We principals are public servants, not political servants. Our duty to serve and inform the public is far stronger than any claims of allegiance to elected or appointed officials in CPS and at City Hall. This does not mean we should revert to the court of public opinion over trivial disagreements with CPS administration; no organization could operate that way. However, when CPS Central Office officials pay corporations like Aramark and Sodexo over $300 million in public school funds to monumentally botch a job our engineers once did at no extra cost, we must seriously consider our responsibilities as public servants to inform Chicago’s residents of this massive unethical waste of their tax dollars. That’s $300 million that should have been committed to the education of the children in your schools; instead those funds are being squandered to increase the profits of a corporation with a history of being ridden by one scandal, after another, after another, across the United States.
Thanks to our sincere and devoted colleagues who were interviewed for the above stories, the CPS/Aramark scandal is beginning to reach the public consciousness. Additional media sources are lining up to speak to principals about the effects of this botched contract on your schools. If you are interested in adding your voice to those who have already spoken to the public, just respond to this email. You may send your response to my private email if you wish (email@example.com).
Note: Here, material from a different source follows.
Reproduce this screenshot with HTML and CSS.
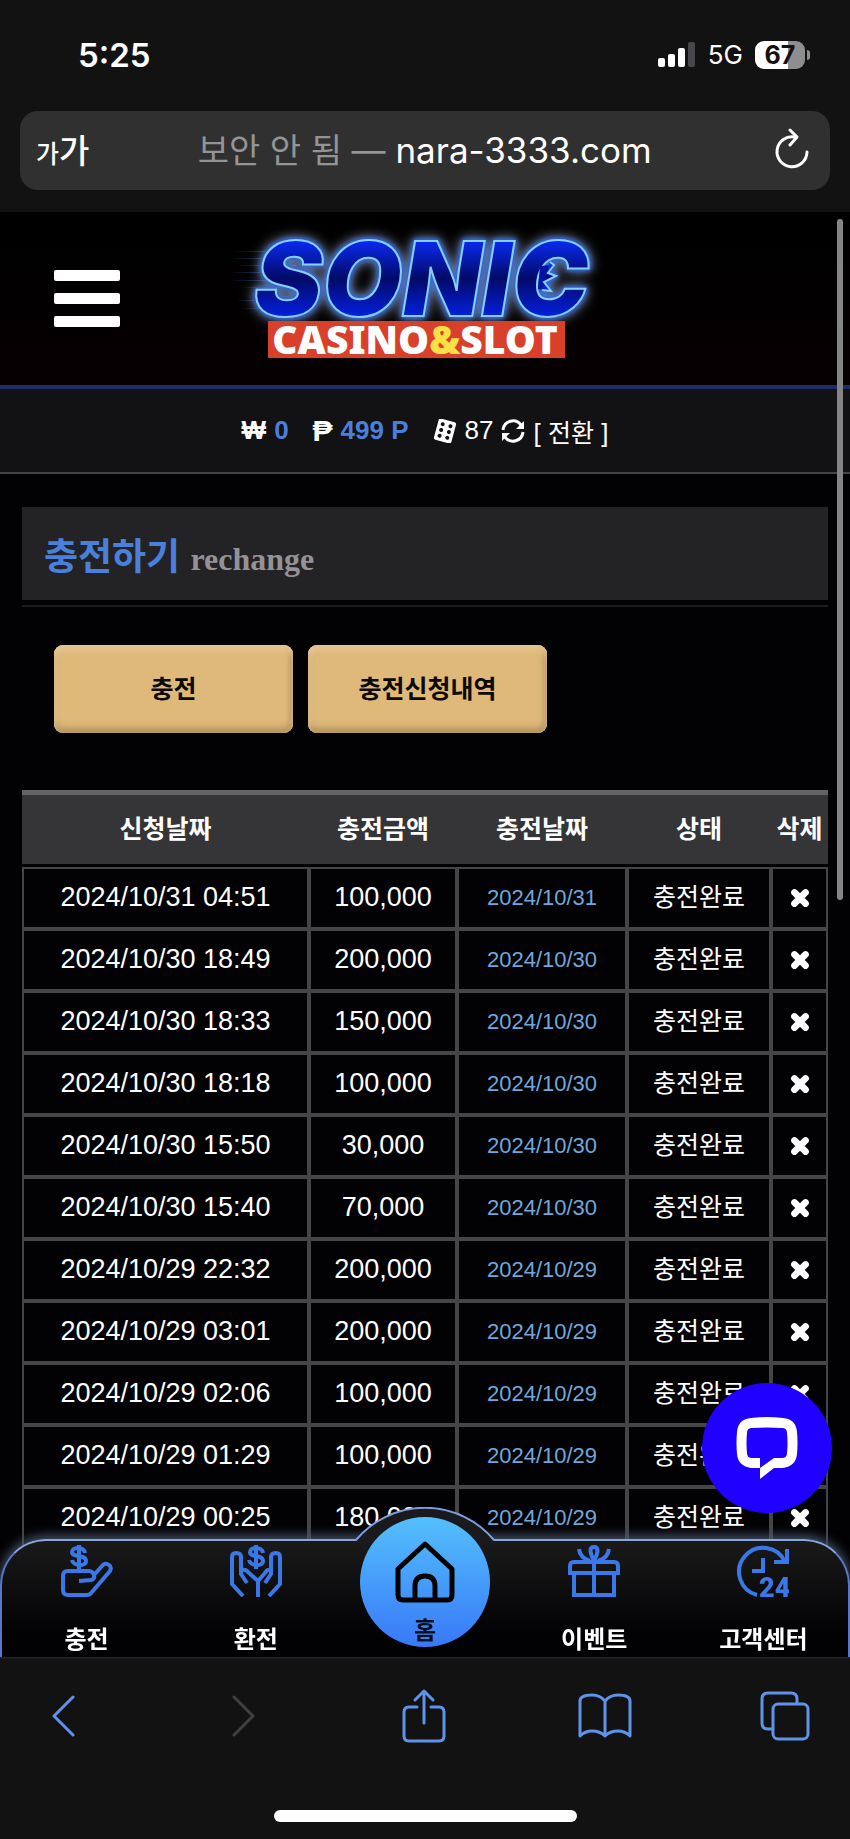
FILE: index.html
```
<!DOCTYPE html>
<html lang="ko">
    <head>
        <meta charset="utf-8">
        <meta name="viewport" content="width=device-width">
        <title>충전하기</title>
        <link rel="stylesheet" href="styles.css">
    </head>
    <body>
        <svg class="sprite" width="0" height="0">
            <symbol id="x" viewBox="0 0 18 18"><path d="M4 4 L14 14 M14 4 L4 14" stroke="#fff" stroke-width="6" stroke-linecap="round"/></symbol>
        </svg>
        <div class="browserTop">
            <div class="statusBar">
                <span class="time">5:25</span>
                <div class="statusIcons">
                    <svg width="38" height="26" viewBox="0 0 38 26" fill="#fff">
                        <rect x="0" y="16" width="7" height="9" rx="2"/>
                        <rect x="10" y="12" width="7" height="13" rx="2"/>
                        <rect x="20" y="6" width="7" height="19" rx="2"/>
                        <rect x="30" y="0" width="7" height="25" rx="2" fill="#48484a"/>
                    </svg>
                    <span class="network">5G</span>
                    <div class="batteryWrap">
                        <span class="battery">67</span>
                        <span class="batteryTip"></span>
                    </div>
                </div>
            </div>
            <div class="addressBar">
                <button type="button" class="textSize"><small>가</small>가</button>
                <div class="address"><span class="notSecure">보안 안 됨 —</span> nara-3333.com</div>
                <button type="button" class="reload" aria-label="reload">
                    <svg width="36" height="42" viewBox="0 0 36 42" fill="none" stroke="#fff" stroke-width="3" stroke-linecap="round" stroke-linejoin="round">
                        <path d="M21 9 A15 15 0 1 0 33 24"/>
                        <path d="M16 2 L23 9 L16 17"/>
                    </svg>
                </button>
            </div>
        </div>
        <header class="siteHeader">
            <button type="button" class="menuButton" aria-label="menu"><span></span><span></span><span></span></button>
            <svg class="logo" width="400" height="160" viewBox="0 0 400 160">
                <defs>
                    <linearGradient id="sonicBlue" x1="0" y1="0" x2="0" y2="1">
                        <stop offset="0.2" stop-color="#0a2af0"/>
                        <stop offset="0.5" stop-color="#020a68"/>
                        <stop offset="0.8" stop-color="#0420dc"/>
                    </linearGradient>
                    <linearGradient id="speed">
                        <stop offset="0" stop-color="#3c5cb0" stop-opacity="0"/>
                        <stop offset="1" stop-color="#3c5cb0"/>
                    </linearGradient>
                </defs>
                <g fill="url(#speed)">
                    <rect x="14" y="32" width="60" height="1"/>
                    <rect x="10" y="39" width="60" height="1"/>
                    <rect x="16" y="46" width="60" height="1"/>
                    <rect x="10" y="53" width="60" height="1"/>
                    <rect x="10" y="61" width="60" height="1"/>
                    <rect x="20" y="68" width="50" height="1"/>
                    <rect x="16" y="81" width="40" height="1"/>
                    <rect x="22" y="89" width="40" height="1"/>
                </g>
                <g class="sonic">
                    <text x="34" y="97">SONIC</text>
                    <path d="M320 47 L334 46 L328 54 L336 57 L324 63 L331 72 L318 70 Z" fill="#0414a0" stroke="none"/>
                    <path d="M330 43 L334 46 L328 54 L336 57 L324 63 L331 72 L322 71"/>
                </g>
                <rect x="48" y="102" width="297" height="37" fill="#d9402b"/>
                <text class="casino" x="195" y="135" text-anchor="middle">CASINO<tspan fill="#fde047">&amp;</tspan>SLOT</text>
            </svg>
        </header>
        <div class="wallet">
            <span class="coin">₩</span>
            <b class="money">0</b>
            <span class="coin point">₱</span>
            <b class="money">499 P</b>
            <svg class="dice" width="24" height="24" viewBox="0 0 24 24">
                <g transform="rotate(15 12 12)">
                    <rect x="3" y="1" width="18" height="22" rx="2" fill="#fff"/>
                    <g fill="#121113"><circle cx="8" cy="6" r="2"/><circle cx="8" cy="12" r="2"/><circle cx="8" cy="18" r="2"/><circle cx="16" cy="6" r="2"/><circle cx="16" cy="12" r="2"/><circle cx="16" cy="18" r="2"/></g>
                </g>
            </svg>
            <span>87</span>
            <svg width="24" height="24" viewBox="0 0 24 24" fill="none" stroke="#fff" stroke-width="3">
                <path d="M2 11 A10 10 0 0 1 20 6"/>
                <path d="M22 13 A10 10 0 0 1 4 18"/>
                <path d="M23 2 V10 H15 Z M1 22 V14 H9 Z" fill="#fff" stroke="none"/>
            </svg>
            <a href="#" class="convert">[ <span>전환</span> ]</a>
        </div>
        <main>
            <h1 class="pageTitle">충전하기 <small>rechange</small></h1>
            <div class="tabs">
                <button type="button">충전</button>
                <button type="button">충전신청내역</button>
            </div>
            <table class="history">
                <colgroup><col><col class="colAmount"><col class="colDate"><col class="colState"><col class="colDelete"></colgroup>
                <thead>
                    <tr><th>신청날짜</th><th>충전금액</th><th>충전날짜</th><th>상태</th><th>삭제</th></tr>
                </thead>
                <tbody>
                    <tr><td>2024/10/31 04:51</td><td>100,000</td><td class="done">2024/10/31</td><td class="state">충전완료</td><td><button type="button" aria-label="삭제"><svg width="20" height="20"><use href="#x"/></svg></button></td></tr>
                    <tr><td>2024/10/30 18:49</td><td>200,000</td><td class="done">2024/10/30</td><td class="state">충전완료</td><td><button type="button" aria-label="삭제"><svg width="20" height="20"><use href="#x"/></svg></button></td></tr>
                    <tr><td>2024/10/30 18:33</td><td>150,000</td><td class="done">2024/10/30</td><td class="state">충전완료</td><td><button type="button" aria-label="삭제"><svg width="20" height="20"><use href="#x"/></svg></button></td></tr>
                    <tr><td>2024/10/30 18:18</td><td>100,000</td><td class="done">2024/10/30</td><td class="state">충전완료</td><td><button type="button" aria-label="삭제"><svg width="20" height="20"><use href="#x"/></svg></button></td></tr>
                    <tr><td>2024/10/30 15:50</td><td>30,000</td><td class="done">2024/10/30</td><td class="state">충전완료</td><td><button type="button" aria-label="삭제"><svg width="20" height="20"><use href="#x"/></svg></button></td></tr>
                    <tr><td>2024/10/30 15:40</td><td>70,000</td><td class="done">2024/10/30</td><td class="state">충전완료</td><td><button type="button" aria-label="삭제"><svg width="20" height="20"><use href="#x"/></svg></button></td></tr>
                    <tr><td>2024/10/29 22:32</td><td>200,000</td><td class="done">2024/10/29</td><td class="state">충전완료</td><td><button type="button" aria-label="삭제"><svg width="20" height="20"><use href="#x"/></svg></button></td></tr>
                    <tr><td>2024/10/29 03:01</td><td>200,000</td><td class="done">2024/10/29</td><td class="state">충전완료</td><td><button type="button" aria-label="삭제"><svg width="20" height="20"><use href="#x"/></svg></button></td></tr>
                    <tr><td>2024/10/29 02:06</td><td>100,000</td><td class="done">2024/10/29</td><td class="state">충전완료</td><td><button type="button" aria-label="삭제"><svg width="20" height="20"><use href="#x"/></svg></button></td></tr>
                    <tr><td>2024/10/29 01:29</td><td>100,000</td><td class="done">2024/10/29</td><td class="state">충전완료</td><td><button type="button" aria-label="삭제"><svg width="20" height="20"><use href="#x"/></svg></button></td></tr>
                    <tr><td>2024/10/29 00:25</td><td>180,000</td><td class="done">2024/10/29</td><td class="state">충전완료</td><td><button type="button" aria-label="삭제"><svg width="20" height="20"><use href="#x"/></svg></button></td></tr>
                </tbody>
            </table>
        </main>
        <div class="scrollThumb"></div>
        <button type="button" class="chat" aria-label="chat">
            <svg width="62" height="62" viewBox="0 0 62 62">
                <path fill="#fff" fill-rule="evenodd" d="M15 1 Q31 -1 47 1 Q60 2 61 15 Q62 26 61 37 Q60 49 47 51 L38 51 L24 62 V51 L15 51 Q2 49 1 37 Q0 26 1 15 Q2 2 15 1 Z M16 11 Q11 11 11 16 Q10 26 11 36 Q11 41 16 41 L24 41 V51 L38 41 L46 41 Q51 41 51 36 Q52 26 51 16 Q51 11 46 11 Q31 10 16 11 Z"/>
            </svg>
        </button>
        <div class="bottom">
            <nav class="siteNav">
                <svg class="bump" width="142" height="36" viewBox="0 0 142 36">
                    <path d="M1 33 L2 33 A90 90 0 0 1 140 33 L141 33 L141 36 L1 36 Z" fill="#1a1a1c"/>
                    <path d="M1 33 L2 33 A90 90 0 0 1 140 33 L141 33" fill="none" stroke="#7d9de0" stroke-width="2"/>
                </svg>
                <a href="#">
                    <svg width="52" height="52" viewBox="0 0 52 52" fill="none" stroke="#3b78e7" stroke-width="4" stroke-linejoin="round">
                        <path d="M24 8 C23 1 11 2 11 7 C11 13 25 9 25 16 C25 22 12 21 11 15 M18 0 V26"/>
                        <path d="M18 36 L30 35 Q34 34 33 30 Q32 26 27 26 H7 Q2 26 2 31 V45 Q2 50 7 50 H26 Q29 50 31 47 L49 26 Q51 22 48 20 Q44 17 41 21 L32 31"/>
                    </svg>
                    <span>충전</span>
                </a>
                <a href="#">
                    <svg width="52" height="52" viewBox="0 0 52 52" fill="none" stroke="#3b78e7" stroke-width="4">
                        <path d="M33 8 C32 1 20 2 20 7 C20 13 33 9 33 16 C33 22 20 21 19 15 M26 0 V24"/>
                        <path d="M13 51 L2 39 V12 Q2 8 6 8 Q11 8 11 12 V29 L17 38 M39 51 L50 39 V12 Q50 8 46 8 Q41 8 41 12 V29 L35 38 M12 25 Q16 24 19 28 L28 36 L35 28 Q37 24 41 25 M28 52 V34"/>
                    </svg>
                    <span>환전</span>
                </a>
                <a href="#" class="home">
                    <svg width="62" height="62" viewBox="0 0 62 62" fill="none" stroke="#000" stroke-width="5" stroke-linejoin="round">
                        <path d="M31 3 L58 28 V54 Q58 59 53 59 H9 Q4 59 4 54 V28 Z"/>
                        <path d="M21 59 V45 Q21 35 31 35 Q41 35 41 45 V59"/>
                    </svg>
                    <span>홈</span>
                </a>
                <a href="#">
                    <svg width="52" height="52" viewBox="0 0 52 52" fill="none" stroke="#3b78e7" stroke-width="4">
                        <rect x="6" y="28" width="40" height="22"/>
                        <path d="M2 28 V21 Q2 17 6 17 H46 Q50 17 50 21 V28 Z M26 16 V50"/>
                        <path d="M26 16 Q19 2 26 2 Q33 2 26 16 M22 16 Q12 13 11 4 M30 16 Q40 13 41 4"/>
                    </svg>
                    <span>이벤트</span>
                </a>
                <a href="#">
                    <svg width="52" height="52" viewBox="0 0 52 52" fill="none" stroke="#3b78e7" stroke-width="4">
                        <path d="M20 50 A24 24 0 1 1 48 17"/>
                        <path d="M50 4 V17 H37 M26 13 V26 H15"/>
                        <text class="clockText" x="22" y="52">24</text>
                    </svg>
                    <span>고객센터</span>
                </a>
            </nav>
            <div class="toolbar">
                <button type="button" aria-label="back"><svg width="24" height="42" viewBox="0 0 24 42"><path d="M22 2 L3 21 L22 40"/></svg></button>
                <button type="button" aria-label="forward" disabled><svg width="24" height="42" viewBox="0 0 24 42"><path d="M2 2 L21 21 L2 40"/></svg></button>
                <button type="button" aria-label="share"><svg width="44" height="54" viewBox="0 0 44 54"><path d="M15 18 H7 Q2 18 2 23 V47 Q2 52 7 52 H37 Q42 52 42 47 V23 Q42 18 37 18 H29 M22 34 V2 M13 11 L22 2 L31 11"/></svg></button>
                <button type="button" aria-label="bookmarks"><svg width="54" height="46" viewBox="0 0 54 46"><path d="M27 8 Q22 2 14 2 Q2 2 2 8 V43 Q7 38 14 38 Q22 38 27 43 Q32 38 40 38 Q47 38 52 43 V8 Q52 2 40 2 Q32 2 27 8 V43"/></svg></button>
                <button type="button" aria-label="tabs"><svg width="50" height="50" viewBox="0 0 50 50"><path d="M12 38 H8 Q2 38 2 32 V8 Q2 2 8 2 H31 Q37 2 37 8 V12"/><rect x="13" y="13" width="35" height="35" rx="5"/></svg></button>
            </div>
            <div class="homeIndicator"></div>
        </div>
    </body>
</html>
```
FILE: styles.css
```
* {
    box-sizing: border-box;
}
body {
    margin: 0;
    min-height: 100vh;
    background: #020103;
    color: #fff;
    font-family: "Liberation Sans", "Noto Sans CJK KR", sans-serif;
    font-size: 26px;
}
button {
    padding: 0;
    border: 0;
    background: none;
    color: inherit;
    font-family: inherit;
}
svg {
    display: block;
}
a {
    color: inherit;
    text-decoration: none;
}
.sprite {
    position: absolute;
}

/* browser chrome */
.browserTop {
    height: 212px;
    padding: 0 20px;
    background: #121213;
    font-family: Inter, "Noto Sans CJK KR", sans-serif;
}
.statusBar {
    display: flex;
    align-items: center;
    justify-content: space-between;
    height: 111px;
    padding: 0 20px 2px 58px;
}
.time {
    font-size: 33px;
    font-weight: 600;
}
.statusIcons {
    display: flex;
    align-items: center;
    gap: 12px;
}
.network {
    font-size: 26px;
}
.batteryWrap {
    display: flex;
    align-items: center;
    gap: 2px;
}
.battery {
    width: 50px;
    border-radius: 9px;
    background: linear-gradient(90deg, #fff 67%, #8e8e90 67%);
    color: #121213;
    font-size: 25px;
    font-weight: 700;
    line-height: 28px;
    text-align: center;
}
.batteryTip {
    width: 3px;
    height: 10px;
    border-radius: 0 3px 3px 0;
    background: #8e8e90;
}
.addressBar {
    display: flex;
    align-items: center;
    justify-content: space-between;
    height: 79px;
    padding: 0 20px 4px 16px;
    border-radius: 18px;
    background: #303031;
}
.textSize {
    font-size: 33px;
    font-weight: 500;
}
.textSize small {
    font-size: 25px;
}
.address {
    padding-right: 14px;
    font-size: 35px;
}
.notSecure {
    color: #949496;
    font-size: 34px;
}

/* site header */
.siteHeader {
    display: grid;
    grid-template-columns: 220px 1fr;
    align-items: center;
    height: 177px;
    border-bottom: 4px solid #202c68;
    background: linear-gradient(#000, #060002);
}
.menuButton {
    display: flex;
    flex-direction: column;
    gap: 12px;
    width: 66px;
    margin-left: 54px;
}
.menuButton span {
    height: 11px;
    border-radius: 2px;
    background: #fff;
}
.logo {
    overflow: visible;
}
.sonic {
    fill: url(#sonicBlue);
    stroke: #86d0ff;
    stroke-width: 2px;
    font-family: Inter, sans-serif;
    font-size: 103px;
    font-style: italic;
    font-weight: 900;
    filter: drop-shadow(0 0 2px #2c64dc) drop-shadow(0 0 2px #2c64dc) drop-shadow(0 0 6px #8090b0);
}
.casino {
    fill: #fff;
    font-family: "Noto Sans", sans-serif;
    font-size: 39px;
    font-weight: 900;
}
.wallet {
    display: flex;
    align-items: center;
    justify-content: center;
    gap: 8px;
    height: 85px;
    border-bottom: 2px solid #444346;
    background: #121113;
}
.coin {
    font-weight: 700;
}
.point {
    margin-left: 16px;
    font-size: 30px;
}
.money {
    color: #4a80dc;
}
.dice {
    margin-left: 16px;
}
.convert span {
    font-size: 25px;
}

/* page content */
main {
    padding: 33px 22px 0;
}
.pageTitle {
    position: relative;
    height: 93px;
    margin: 0;
    padding-left: 22px;
    background: #232224;
    color: #4a80dc;
    font-size: 37px;
    line-height: 102px;
}
.pageTitle::after {
    content: "";
    position: absolute;
    left: 0;
    right: 0;
    bottom: -7px;
    height: 2px;
    background: #1c1b1d;
}
.pageTitle small {
    color: #949296;
    font-family: "Liberation Serif", serif;
    font-size: 32px;
}
.tabs {
    display: flex;
    gap: 15px;
    margin: 45px 32px 57px;
}
.tabs button {
    width: 239px;
    height: 88px;
    padding-bottom: 4px;
    border-radius: 9px;
    background: #deb979;
    box-shadow: inset 0 5px 6px #e6c796, inset 0 -5px 7px #b4935f, inset -3px 0 5px #b4935f, inset 3px 0 4px #e6c796;
    color: #0c0805;
    font-size: 25px;
    font-weight: 700;
}
.history {
    width: 100%;
    table-layout: fixed;
    border-collapse: separate;
    border-spacing: 0;
    text-align: center;
}
.colAmount {
    width: 148px;
}
.colDate {
    width: 170px;
}
.colState {
    width: 144px;
}
.colDelete {
    width: 57px;
}
.history th {
    height: 77px;
    padding: 0 0 6px;
    border-top: 5px solid #636264;
    border-bottom: 3px solid #020103;
    background: #353436;
    font-size: 25px;
    white-space: nowrap;
}
.history td {
    height: 62px;
    padding: 0 0 2px;
    border: 2px solid #454446;
    font-size: 27px;
}
.history .done {
    padding: 0;
    color: #6ea8dc;
    font-size: 22px;
}
.history .state {
    padding-bottom: 6px;
    font-size: 25px;
}
.history td button {
    display: inline-block;
    vertical-align: middle;
}
.scrollThumb {
    position: absolute;
    top: 219px;
    right: 7px;
    width: 6px;
    height: 681px;
    border-radius: 3px;
    background: #858486;
}

/* fixed bottom bars */
.chat {
    position: fixed;
    right: 18px;
    bottom: 326px;
    z-index: 1;
    display: flex;
    align-items: center;
    justify-content: center;
    width: 130px;
    height: 130px;
    border-radius: 50%;
    background: #2000ff;
}
.bottom {
    position: fixed;
    left: 0;
    right: 0;
    bottom: 0;
    z-index: 2;
    background: linear-gradient(transparent 118px, #2c2c2e 118px, #121213 120px);
}
.siteNav {
    position: relative;
    display: grid;
    grid-template-columns: repeat(5, 1fr);
    height: 118px;
    border: 2px solid #5877c4;
    border-top-color: #8aa4dc;
    border-bottom: 0;
    border-radius: 46px 46px 0 0;
    background: linear-gradient(#1b1a1b, #020103 80%);
    box-shadow: 0 -3px 12px #4a5870;
    clip-path: inset(-60px 0 0 0);
}
.siteNav a {
    display: flex;
    flex-direction: column;
    align-items: center;
    justify-content: space-between;
    padding: 4px 0 0;
    font-size: 24px;
    font-weight: 700;
    line-height: 34px;
}
.bump {
    position: absolute;
    top: -34px;
    left: 50%;
    margin-left: -71px;
}
.siteNav .home {
    position: relative;
    z-index: 1;
    justify-content: flex-start;
    gap: 14px;
    justify-self: center;
    width: 130px;
    height: 130px;
    margin-top: -24px;
    padding-top: 24px;
    border-radius: 50%;
    background: linear-gradient(#54c0fc, #3878f8);
    color: #06101c;
    line-height: 28px;
}
.clockText {
    fill: #3b78e7;
    stroke: none;
    font-family: Roboto, sans-serif;
    font-size: 27px;
    font-weight: 900;
}
.toolbar {
    display: flex;
    align-items: center;
    justify-content: space-between;
    height: 118px;
    padding: 0 40px 0 38px;
}
.toolbar button {
    display: flex;
    justify-content: center;
    width: 50px;
}
.toolbar svg {
    flex-shrink: 0;
}
.toolbar path, .toolbar rect {
    fill: none;
    stroke: #5f93ea;
    stroke-width: 3px;
    stroke-linecap: round;
    stroke-linejoin: round;
}
.toolbar button:disabled path {
    stroke: #404042;
}
.homeIndicator {
    width: 303px;
    height: 12px;
    margin: 35px auto 17px;
    border-radius: 6px;
    background: #fff;
}
```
You may speak as a known source or as an anonymous source. The journalists will respect your decision either way. The point, however, is to help our colleagues in their efforts to inform the public of this unethical waste of pubic school funds, and of the unbelievable incompetence of the people behind this debacle; incompetence that has lead to serious concerns about the cleanliness of our schools and the safety of the students we serve.
Again, if you would like to join the ranks of your colleagues who have helped us inform the public, just respond to this message.
We are public servants. Let’s serve the public, and serve them well.